What consequences are appropriate for someone acting badly enough to get specifically, independently targeted by that many major local businesses and two massive transnational corporations?
>Taking away somebody's right to make a living with their chosen profession or otherwise participate in commerce is economic violence.

The thing is, no company is taking away a creator's right to their living. They may take away the opportunity to make a living on that company's platform, but there's a distinct difference.

YouTube (or Twitch, etc) are providing a service to content creators, that service being hosting and broadcasting their content. Service agreements come with clauses about termination of service. A content creator should never put all their eggs into a single basket lest that service cease to support them for whatever reason.

> YouTube (or Twitch, etc) are providing a service to content creators, that service being hosting and broadcasting their content. Service agreements come with clauses about termination of service. A content creator should never put all their eggs into a single basket lest that service cease to support them for whatever reason.

This is normally true, but in the "winner takes all" world, not having access to Youtube (or Twitch, etc) is effectively like being cut off from all customers. I experienced this in the past when running an ad supported website. Adsense paid by far the best (> 10x everyone else), so being shut off by them was like being shut off altogether.

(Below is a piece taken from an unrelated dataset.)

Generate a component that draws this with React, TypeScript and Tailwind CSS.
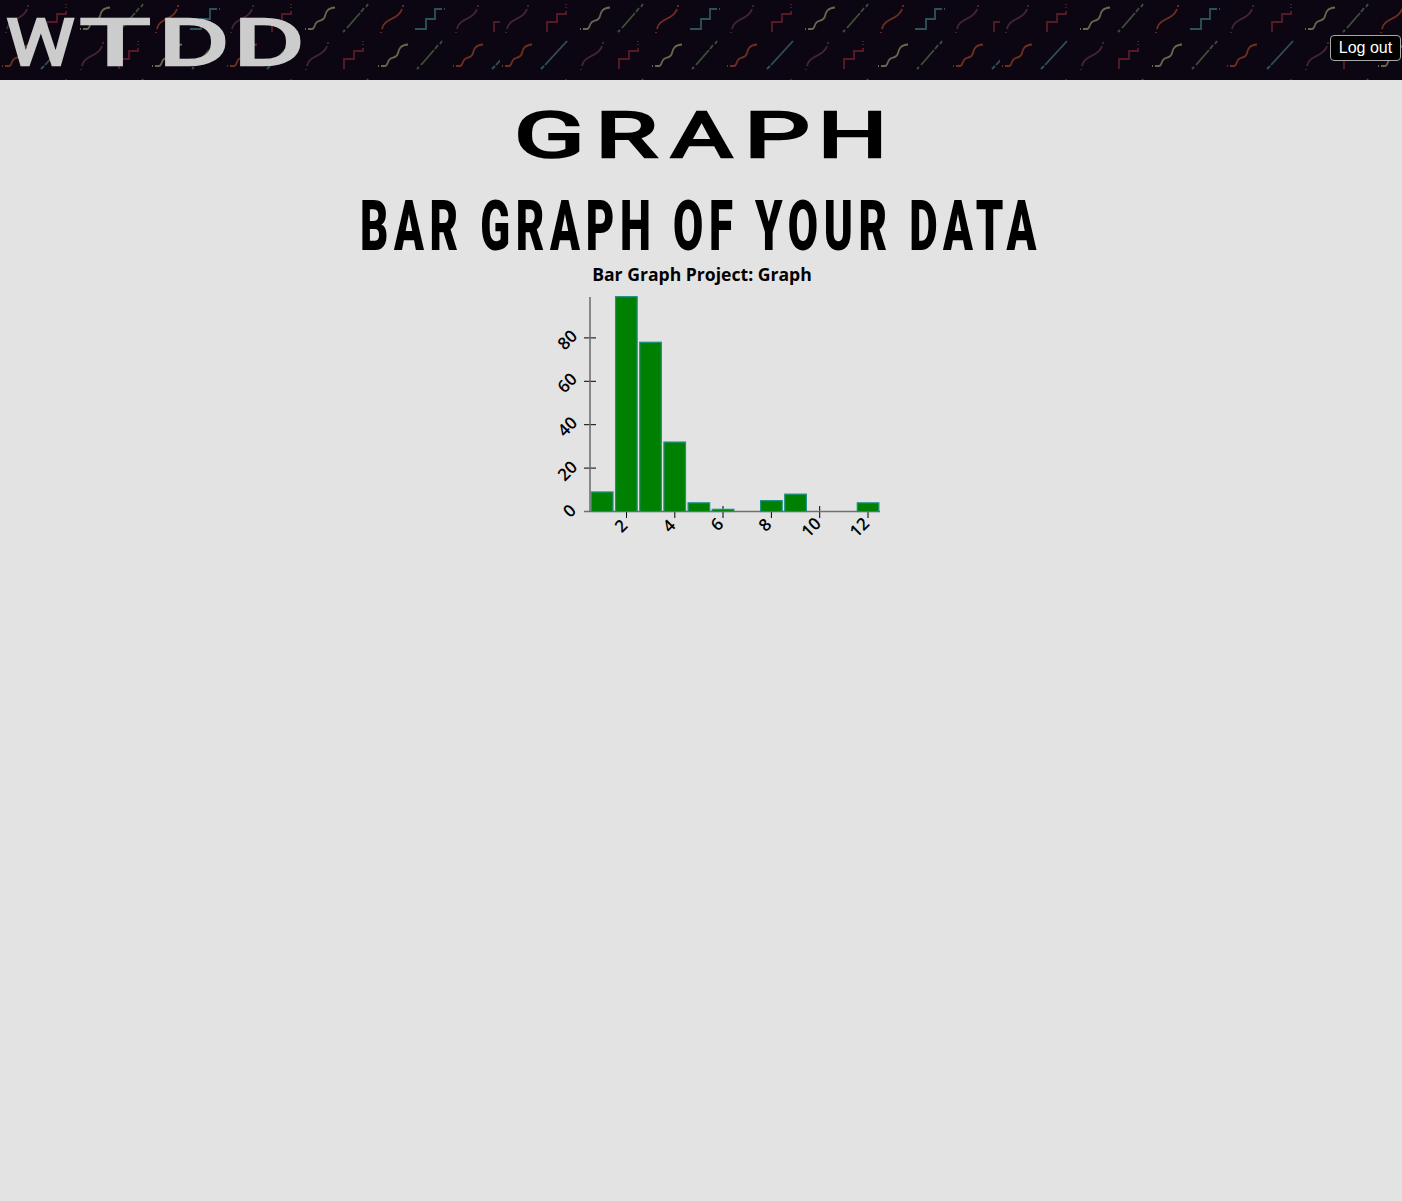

And the problem is that for marketplaces it typically is "winner takes all".

Should this, should that. I have heard this so many times. If you are a app developer and became successful on the Google playstore, but not on iTunes store then who are you to say that you should never put all your eggs into a single basket. This would never be a deliberate choice. Fact is, that many business lost everything due dragonic decisions made by big tech companies. Unacceptable. That's why those companies need to be split up. Regions like Europe need to restrict massive US invasion and come up with their own alternatives.
Even if YouTube (or the Play Store) was its own entity, they can still prevent you from publishing on their platforms on a whim. You solve nothing by breaking them up.

Don’t hold your breath on Europe coming up with dominant consumer tech anytime soon.

Indeed, they need to be either shut down, or banned in Europe. You can't let companies have more power than nation-states !
When I was at Google, a few people there posted on internal forums to celebrate how successfully the deplatforming was in causing financial troubles for the targets.
If a service provider has a dominant position, it is essentially taking away a right to make a living. Want someone to switch your car for a Yugo?
> economic violence

This construction is linguistic violence!

Please stop attacking me with your exclamatory violence.